**RECORDS SUPPLIED:**
-- BEGIN --

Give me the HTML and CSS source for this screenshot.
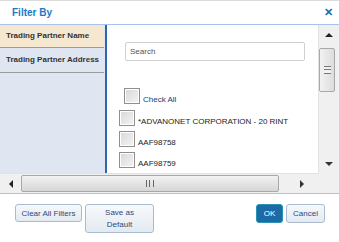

-- END --
-- BEGIN --

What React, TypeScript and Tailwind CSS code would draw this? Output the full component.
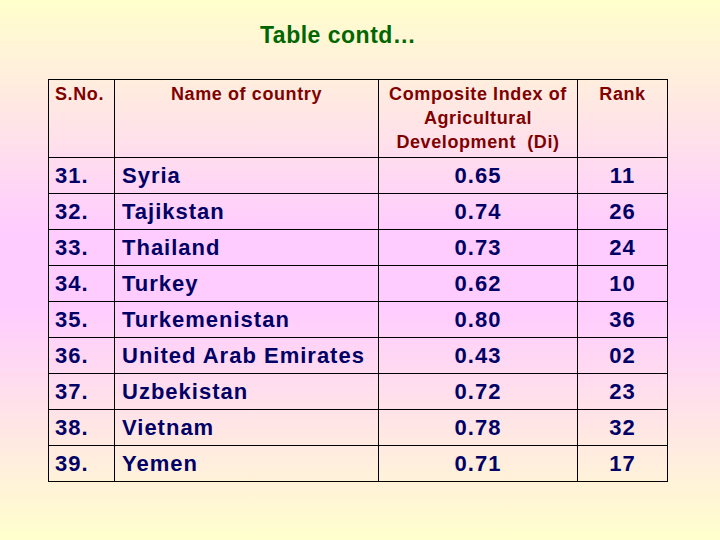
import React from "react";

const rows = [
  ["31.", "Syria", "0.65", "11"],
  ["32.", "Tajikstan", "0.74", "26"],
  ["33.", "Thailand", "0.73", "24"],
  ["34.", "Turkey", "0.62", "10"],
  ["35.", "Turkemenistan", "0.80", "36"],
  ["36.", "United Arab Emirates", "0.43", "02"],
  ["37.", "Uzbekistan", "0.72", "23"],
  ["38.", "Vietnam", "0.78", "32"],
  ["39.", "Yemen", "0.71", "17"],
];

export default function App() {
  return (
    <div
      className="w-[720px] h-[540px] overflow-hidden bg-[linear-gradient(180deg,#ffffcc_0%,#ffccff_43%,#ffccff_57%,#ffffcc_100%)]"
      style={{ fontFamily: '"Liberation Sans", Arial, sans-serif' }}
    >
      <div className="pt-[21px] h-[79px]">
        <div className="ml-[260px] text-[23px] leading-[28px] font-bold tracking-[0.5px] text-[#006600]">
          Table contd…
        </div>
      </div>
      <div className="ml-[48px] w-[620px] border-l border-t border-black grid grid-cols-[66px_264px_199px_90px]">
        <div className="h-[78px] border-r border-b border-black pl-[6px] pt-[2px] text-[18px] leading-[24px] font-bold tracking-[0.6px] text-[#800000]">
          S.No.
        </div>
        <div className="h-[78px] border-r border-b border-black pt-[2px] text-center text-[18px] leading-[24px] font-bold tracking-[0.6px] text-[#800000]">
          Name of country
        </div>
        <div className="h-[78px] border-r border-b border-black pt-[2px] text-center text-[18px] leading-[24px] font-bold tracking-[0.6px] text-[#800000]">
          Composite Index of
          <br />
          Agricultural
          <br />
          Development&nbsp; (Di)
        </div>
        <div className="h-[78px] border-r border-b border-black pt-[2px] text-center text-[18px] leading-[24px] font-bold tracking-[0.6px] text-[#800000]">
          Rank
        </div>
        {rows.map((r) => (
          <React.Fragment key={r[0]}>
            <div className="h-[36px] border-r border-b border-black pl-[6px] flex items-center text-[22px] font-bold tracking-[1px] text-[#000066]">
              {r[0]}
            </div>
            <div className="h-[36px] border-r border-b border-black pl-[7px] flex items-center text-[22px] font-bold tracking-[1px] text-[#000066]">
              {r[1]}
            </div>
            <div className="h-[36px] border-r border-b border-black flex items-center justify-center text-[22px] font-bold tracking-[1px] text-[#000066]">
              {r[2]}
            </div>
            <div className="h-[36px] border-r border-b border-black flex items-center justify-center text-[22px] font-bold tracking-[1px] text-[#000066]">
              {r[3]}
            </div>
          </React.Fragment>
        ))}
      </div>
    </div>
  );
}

-- END --

**EXERCISE DETAILS:**
Reproduce exactly the section that begins with the line containing "What React, TypeScript" and ends with the line containing "import React from". Both boundary lines belong in the copy, but pictures do not.

**FINISHED ANSWER:**
What React, TypeScript and Tailwind CSS code would draw this? Output the full component.
import React from "react";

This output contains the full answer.